Erdoğan, Avusturya maçından sonra tribünlerdeki gurbetçi vatandaşların kendisini çok duygulandırdığını, o galibiyetin gurbetçilerin hayata bakışını değiştirdiğini dile getirdi.
Yaklaşık 80 bin kişilik Berlin Olimpiyat Stadını dolduran gurbetçilerin heyecana heyecan kattıklarını, onlar "Türkiye" dedikçe kendilerinin, gururlanıp, onurlandıklarını vurgulayan Erdoğan, şu değerlendirmelerde bulundu:
"Bunu bir de galibiyetle süsleyebilseydik durum çok başka olurdu. Ama en az galip gelmiş kadar stattan başımız dik ayrıldık. Maçın sonunda da soyunma odasında gerek Teknik Direktörümüz Vincenzo Montella, gerek ekibi, gerekse bütün futbolcularımızla, Federasyon Başkanımızla görüşme fırsatımız oldu. Tek tek kendileriyle kucaklaştık. Artık, dünya şampiyonası ve bundan sonraki UEFA şampiyonasına hedef büyüterek yürüyeceğiz dedik. Genç bir milli takıma sahibiz. Herhalde o zaman da yaş ortalaması 26-27'yi bulur. Çok daha yetişmiş, çok daha organize bir milli takımla bu döneme hazırlanırız.
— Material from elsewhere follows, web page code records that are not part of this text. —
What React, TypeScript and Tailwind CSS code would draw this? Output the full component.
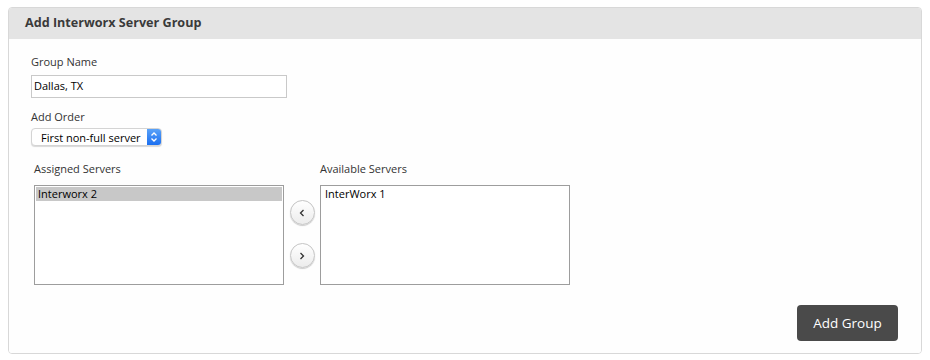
export default function App() {
  return (
    <div className="w-[930px] h-[360px] bg-white pt-[7px] pl-[8px] font-['Open_Sans',sans-serif]">
      <div className="w-[914px] h-[347px] border border-[#d8d8d8] rounded-[4px] overflow-hidden flex flex-col">
        {/* Header */}
        <div className="h-[31px] bg-[#e4e4e4] flex items-center pl-[16px]">
          <h1 className="text-[12.6px] font-bold text-[#3a3a3a]">Add Interworx Server Group</h1>
        </div>

        <div className="flex-1 bg-[#fefefe] pl-[22px] pr-[23px] pt-[14px] flex flex-col">
          <label className="text-[11px] text-[#333] leading-[18px]">Group Name</label>
          <div className="mt-[4px] w-[256px] h-[23px] border border-[#c9c9c9] bg-white flex items-center pl-[2px] text-[11px] text-black">
            Dallas, TX
          </div>

          <label className="mt-[10px] text-[11px] text-[#333] leading-[18px]">Add Order</label>
          <div className="mt-[2px] w-[131px] h-[18px] rounded-[4px] bg-white border border-[#d4d4d4] shadow-[0_1px_1px_rgba(0,0,0,0.15)] flex items-center overflow-hidden">
            <span className="flex-1 pl-[9px] text-[11px] leading-none text-black whitespace-nowrap">First non-full server</span>
            <span className="w-[14px] h-full bg-[linear-gradient(#5aa2f8,#1b6ff0)] flex items-center justify-center">
              <svg width="8" height="12" viewBox="0 0 8 12" fill="none" stroke="white" strokeWidth="1.3">
                <path d="M1.5 4.5 L4 2 L6.5 4.5" />
                <path d="M1.5 7.5 L4 10 L6.5 7.5" />
              </svg>
            </span>
          </div>

          <div className="mt-[14px] flex items-start">
            <div className="flex flex-col pl-[3px]">
              <label className="text-[11px] text-[#333] leading-[18px]">Assigned Servers</label>
              <div className="mt-[7px] w-[250px] h-[100px] border border-[#9d9d9d] bg-white p-px">
                <div className="h-[14px] bg-[#c8c8c8] text-[11px] leading-[14px] text-black pl-[2px]">Interworx 2</div>
              </div>
            </div>

            <div className="flex flex-col items-center w-[36px] pt-[40px] gap-[18px]">
              <button className="w-[25px] h-[25px] rounded-full bg-[linear-gradient(#ffffff,#ececec)] border border-[#c4c4c4] shadow-[0_1px_1px_rgba(0,0,0,0.2)] flex items-center justify-center">
                <svg width="6" height="8" viewBox="0 0 6 8" fill="none" stroke="#333" strokeWidth="1.3">
                  <path d="M4.5 1 L1.5 4 L4.5 7" />
                </svg>
              </button>
              <button className="w-[25px] h-[25px] rounded-full bg-[linear-gradient(#ffffff,#ececec)] border border-[#c4c4c4] shadow-[0_1px_1px_rgba(0,0,0,0.2)] flex items-center justify-center">
                <svg width="6" height="8" viewBox="0 0 6 8" fill="none" stroke="#333" strokeWidth="1.3">
                  <path d="M1.5 1 L4.5 4 L1.5 7" />
                </svg>
              </button>
            </div>

            <div className="flex flex-col">
              <label className="text-[11px] text-[#333] leading-[18px]">Available Servers</label>
              <div className="mt-[7px] w-[250px] h-[100px] border border-[#9d9d9d] bg-white p-px">
                <div className="h-[14px] text-[11px] leading-[14px] text-black pl-[3px]">InterWorx 1</div>
              </div>
            </div>
          </div>

          <div className="flex justify-end mt-[20px]">
            <button className="w-[101px] h-[36px] rounded-[4px] bg-[#4a4a4a] text-white text-[13.5px]">Add Group</button>
          </div>
        </div>
      </div>
    </div>
  );
}
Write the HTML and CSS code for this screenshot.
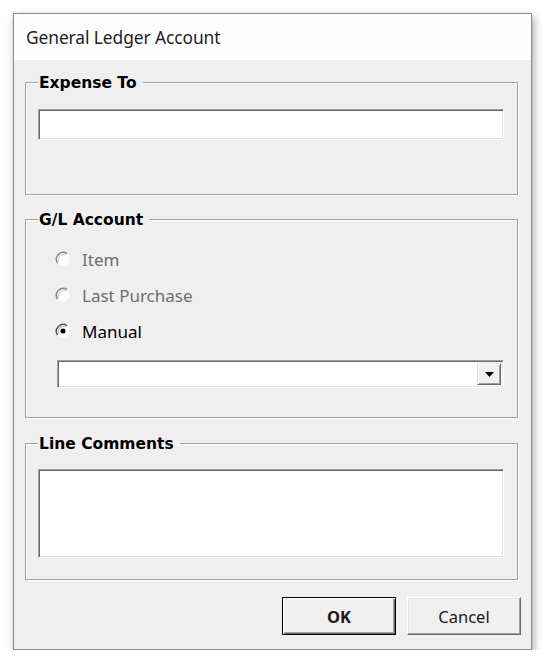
FILE: index.html
```html
<!DOCTYPE html>
<html>
<head>
<meta charset="utf-8">
<link rel="stylesheet" href="styles.css">
</head>
<body>
<div class="dialog">
  <div class="titlebar"><span class="title">General Ledger Account</span></div>
  <div class="content">
    <fieldset class="group group-expense">
      <legend>Expense To</legend>
      <div class="textbox"></div>
    </fieldset>
    <fieldset class="group group-gl">
      <legend>G/L Account</legend>
      <div class="radio disabled">
        <svg class="radio-icon" width="16" height="16" viewBox="0 0 14 14"><circle cx="7" cy="7" r="6" fill="#fdfdfd"/><path d="M10.5 2.2 A6 6 0 0 0 2.2 10.5" fill="none" stroke="#8a8a8a" stroke-width="1.3"/><path d="M9.6 3.4 A4.6 4.6 0 0 0 3.4 9.6" fill="none" stroke="#d0d0d0" stroke-width="1"/></svg>
        <span class="radio-label">Item</span>
      </div>
      <div class="radio disabled">
        <svg class="radio-icon" width="16" height="16" viewBox="0 0 14 14"><circle cx="7" cy="7" r="6" fill="#fdfdfd"/><path d="M10.5 2.2 A6 6 0 0 0 2.2 10.5" fill="none" stroke="#8a8a8a" stroke-width="1.3"/><path d="M9.6 3.4 A4.6 4.6 0 0 0 3.4 9.6" fill="none" stroke="#d0d0d0" stroke-width="1"/></svg>
        <span class="radio-label">Last Purchase</span>
      </div>
      <div class="radio">
        <svg class="radio-icon" width="16" height="16" viewBox="0 0 14 14"><circle cx="7" cy="7" r="6" fill="#ffffff"/><path d="M10.5 2.2 A6 6 0 0 0 2.2 10.5" fill="none" stroke="#555" stroke-width="1.3"/><path d="M9.6 3.4 A4.6 4.6 0 0 0 3.4 9.6" fill="none" stroke="#bbb" stroke-width="1"/><circle cx="7" cy="7" r="2.2" fill="#000"/></svg>
        <span class="radio-label">Manual</span>
      </div>
      <div class="combo">
        <div class="combo-btn">
          <svg width="9" height="5" viewBox="0 0 9 5"><path d="M0 0 H9 L4.5 5 Z" fill="#000"/></svg>
        </div>
      </div>
    </fieldset>
    <fieldset class="group group-comments">
      <legend>Line Comments</legend>
      <div class="textbox textarea"></div>
    </fieldset>
    <div class="buttons">
      <button class="btn btn-default">OK</button>
      <button class="btn">Cancel</button>
    </div>
  </div>
</div>
</body>
</html>
```
FILE: styles.css
```css
html, body {
  margin: 0;
  padding: 0;
  background: #ffffff;
}
body {
  padding: 13px 0 0 13px;
  font-family: "Noto Sans", "Open Sans", sans-serif;
}
.dialog {
  width: 519px;
  height: 637px;
  box-sizing: border-box;
  border: 1px solid #8c8c8c;
  box-shadow: 2px 3px 8px rgba(0, 0, 0, 0.35);
  background: #f0eff0;
  display: flex;
  flex-direction: column;
}
.titlebar {
  height: 46px;
  background: #fdfdfd;
  display: flex;
  align-items: center;
  padding-left: 12px;
}
.title {
  font-size: 17.4px;
  color: #1e1e1e;
  letter-spacing: -0.1px;
}
.content {
  padding: 12px 13px 0 11px;
  display: flex;
  flex-direction: column;
}
.group {
  margin: 0;
  border: 1px solid #a0a0a0;
  box-shadow: inset 1px 1px 0 #ffffff, 1px 1px 0 #ffffff;
  padding: 0 13px 0 12px;
  min-width: 0;
}
.group legend {
  font-family: "DejaVu Sans", sans-serif;
  font-weight: bold;
  font-size: 15.5px;
  line-height: 18px;
  height: 20px;
  padding: 2px 6px 0 1px;
  box-sizing: border-box;
  color: #000;
  background: #f0eff0;
}
.group-expense {
  padding-top: 17px;
  padding-bottom: 54px;
}
.group-gl {
  margin-top: 14px;
  padding-top: 12px;
  padding-bottom: 29px;
}
.group-comments {
  margin-top: 15px;
  padding-top: 16px;
  padding-bottom: 21px;
}
.textbox {
  height: 31px;
  box-sizing: border-box;
  background: #ffffff;
  border-style: solid;
  border-width: 1px;
  border-color: #a0a0a0 #ffffff #ffffff #a0a0a0;
  box-shadow: inset 1px 1px 0 #696969, inset -1px -1px 0 #e3e3e3;
}
.textarea {
  height: 89px;
}
.radio {
  height: 36px;
  display: flex;
  align-items: center;
  padding-left: 17px;
}
.radio-icon {
  flex: none;
}
.radio-label {
  margin-left: 11px;
  font-size: 17px;
  color: #000;
}
.radio.disabled .radio-label {
  color: #6d6d6d;
}
.combo {
  margin: 11px 0 0 19px;
  height: 28px;
  box-sizing: border-box;
  background: #ffffff;
  border-style: solid;
  border-width: 1px;
  border-color: #a0a0a0 #ffffff #ffffff #a0a0a0;
  box-shadow: inset 1px 1px 0 #696969, inset -1px -1px 0 #e3e3e3;
  display: flex;
  justify-content: flex-end;
  padding: 2px;
}
.combo-btn {
  width: 24px;
  box-sizing: border-box;
  background: #f0f0f0;
  border-style: solid;
  border-width: 1px;
  border-color: #e3e3e3 #696969 #696969 #e3e3e3;
  box-shadow: inset 1px 1px 0 #ffffff, inset -1px -1px 0 #a0a0a0;
  display: flex;
  align-items: center;
  justify-content: center;
}
.buttons {
  margin-top: 17px;
  display: flex;
  justify-content: flex-end;
  gap: 11px;
  margin-right: -3px;
}
.btn {
  width: 114px;
  height: 38px;
  box-sizing: border-box;
  margin: 0;
  font-family: "Noto Sans", "Open Sans", sans-serif;
  font-size: 16.5px;
  color: #1a1a1a;
  background: #f0f0f0;
  border-style: solid;
  border-width: 1px;
  border-color: #ffffff #696969 #696969 #ffffff;
  box-shadow: inset -1px -1px 0 #a0a0a0, inset 1px 1px 0 #e3e3e3;
  padding: 0;
}
.btn-default {
  font-weight: bold;
  border: 1px solid #000;
  box-shadow: inset 1px 1px 0 #ffffff, inset -1px -1px 0 #696969, inset -2px -2px 0 #a0a0a0;
}
```
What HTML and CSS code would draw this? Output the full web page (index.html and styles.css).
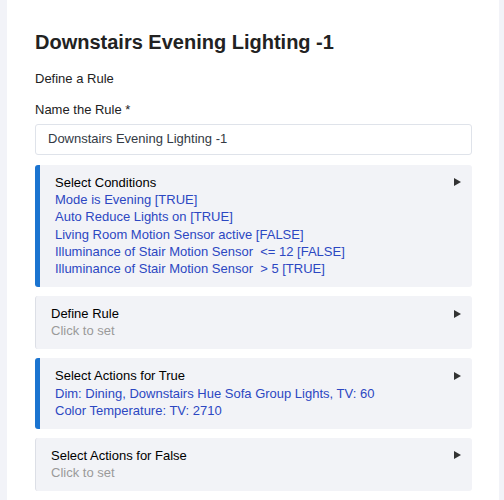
FILE: index.html
```html
<!DOCTYPE html>
<html>
<head>
<meta charset="utf-8">
<link rel="stylesheet" href="styles.css">
</head>
<body>
<div class="card">
  <h1 class="title">Downstairs Evening Lighting -1</h1>
  <p class="subtitle">Define a Rule</p>
  <label class="label">Name the Rule *</label>
  <div class="input">Downstairs Evening Lighting -1</div>

  <div class="panel active">
    <div class="panel-head"><span>Select Conditions</span><span class="arrow"></span></div>
    <div class="link">Mode is Evening [TRUE]</div>
    <div class="link">Auto Reduce Lights on [TRUE]</div>
    <div class="link">Living Room Motion Sensor active [FALSE]</div>
    <div class="link">Illuminance of Stair Motion Sensor &nbsp;&lt;= 12 [FALSE]</div>
    <div class="link">Illuminance of Stair Motion Sensor &nbsp;&gt; 5 [TRUE]</div>
  </div>

  <div class="panel">
    <div class="panel-head"><span>Define Rule</span><span class="arrow"></span></div>
    <div class="hint">Click to set</div>
  </div>

  <div class="panel active">
    <div class="panel-head"><span>Select Actions for True</span><span class="arrow"></span></div>
    <div class="link">Dim: Dining, Downstairs Hue Sofa Group Lights, TV: 60</div>
    <div class="link">Color Temperature: TV: 2710</div>
  </div>

  <div class="panel">
    <div class="panel-head"><span>Select Actions for False</span><span class="arrow"></span></div>
    <div class="hint">Click to set</div>
  </div>
</div>
</body>
</html>
```

FILE: styles.css
```css
html, body {
  margin: 0;
  padding: 0;
}
body {
  background: #f2f3f8;
  font-family: "Liberation Sans", Arial, sans-serif;
  font-size: 13px;
  line-height: 17.33px;
  color: #111;
}
.card {
  background: #ffffff;
  margin: 0 5px 0 7px;
  padding: 30px 27px 20px 28px;
  min-height: 500px;
  box-sizing: border-box;
}
.title {
  margin: 0;
  font-size: 20px;
  line-height: 24px;
  font-weight: bold;
  color: #222;
}
.subtitle {
  margin: 15.5px 0 0;
  color: #222;
}
.label {
  display: block;
  margin-top: 14.5px;
  color: #222;
}
.input {
  margin-top: 5px;
  height: 31px;
  box-sizing: border-box;
  border: 1px solid #dfe3ea;
  border-radius: 3px;
  padding: 0 12px;
  display: flex;
  align-items: center;
  color: #333a44;
}
.panel {
  margin-top: 10px;
  background: #f2f3f7;
  border-left: 1px solid #dcdfe6;
  border-radius: 3px;
  padding: 9px 11px 9.5px 15px;
}
.panel + .panel {
  margin-top: 9px;
}
.panel.active {
  border-left: 5px solid #1b74d0;
}
.panel-head {
  display: flex;
  justify-content: space-between;
  align-items: center;
  color: #000;
}
.arrow {
  width: 0;
  height: 0;
  border-top: 4px solid transparent;
  border-bottom: 4px solid transparent;
  border-left: 7px solid #333;
}
.link {
  color: #2c47c2;
}
.hint {
  color: #9a9a9a;
}
```
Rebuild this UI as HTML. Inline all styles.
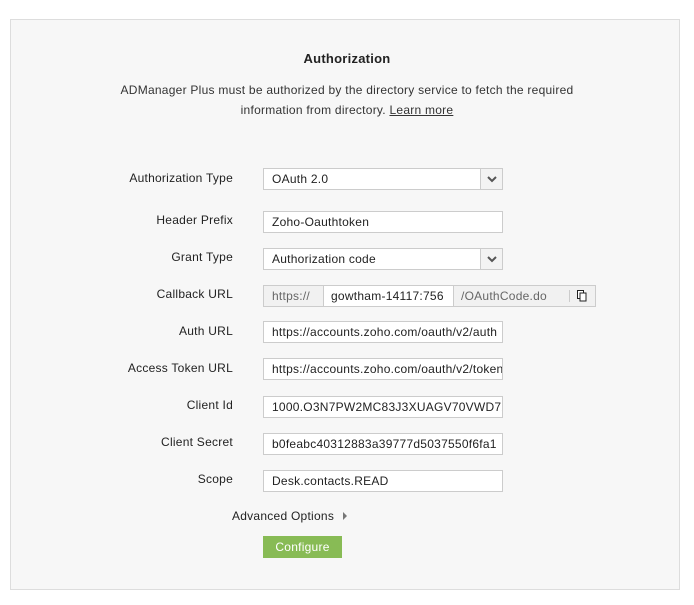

Bizim çocuklarla birlikte, aslanlarımızı turnuvaya en iyi şekilde hazırlayan teknik direktörümüz Sayın Montella ve ekibini, milli takımın tüm emekçilerini de kutluyorum."
"MONTELLA KENDİNİ İSPATLAMIŞ BİR İSİM"
"Vincenzo Montella için ne düşünüyorsunuz, teknik direktörlüğünü beğeniyor musunuz?" sorusuna Erdoğan, şu yanıtı verdi:
"Her teknik direktörün savunulan yanı olur. Hatasız insan olmayacağı gibi hatasız teknik direktör de olmaz. Basketbolda, voleybolda da koçlar var onlarda da durum aynı. Montella bir defa kendini zaten ispatlamış bir insan. Şimdi bugün hemen saldırmaya başlamışlar. Neymiş? 'Değişiklikleri zamanında yapmamış.' Yok artık, bırak da yani onu da o yapsın. Yok '60'ıncı dakikada olması lazım işte, niye 60'ıncı dakikada olmamış?' Yani ben işin bu yanında değilim. O kendini zaten ispatlamış bir isim. Dolayısıyla da elinden geleni ortaya koymaya çalışıyor, yapıyor. Galip geldiği zaman takım, Montella iyi, mağlubiyet olduğu zaman kötü. Bunlar şık şeyler değil. Hele hele bir Cumhurbaşkanı olarak bana hiç yakışmaz. Biz sadece 'Elinden geleni yaptı' dedik. Şimdi bundan sonra ne konuşuluyor? Türkiye ilk beşte deniliyorsa, demek ki bir yere varmış."
"YERLİ FUTBOLCULARIMIZIN ÖNÜNÜ AÇMAK LAZIM"
Cumhurbaşkanı Erdoğan, "Önümüzdeki sezon yabancı kontenjanı kalkıyor ve ilk 11'de 11 yabancı oynayacak. Şampiyonada elde edilen başarıdan sonra futbolcularımız dünyaca ünlü kulüplerin radarına girdi. Yerli futbolculara kulüplerimizin daha çok yer vermeleri konuşuluyor. Siz bu konuda nasıl bir tavsiyede bulunursunuz?" sorusuna karşılık şunları söyledi:
"Bence yerli futbolcularımızın önünü açmak lazım. Ben çok fazla yabancının olmasını milli futbolumuz için doğru bulmuyorum. Yoksa futbolcu nasıl yetişecek? Yoksa kulüplerimizin altyapılarından, Başakşehir Akademi gibi, Mesut Özil'in kuracağı akademi gibi yerlerden yetişecek olan 10 yaşın üstü çocuklarımız için bu kapı açık olmaz. Buna fırsat vermemek lazım. Yani belli bir sayı özellikle piyasa oluşturma bakımından isabetli olabilir. Çok sayı da piyasayı öldürür. Buna fırsat vermeden kapıyı açmakta fayda var."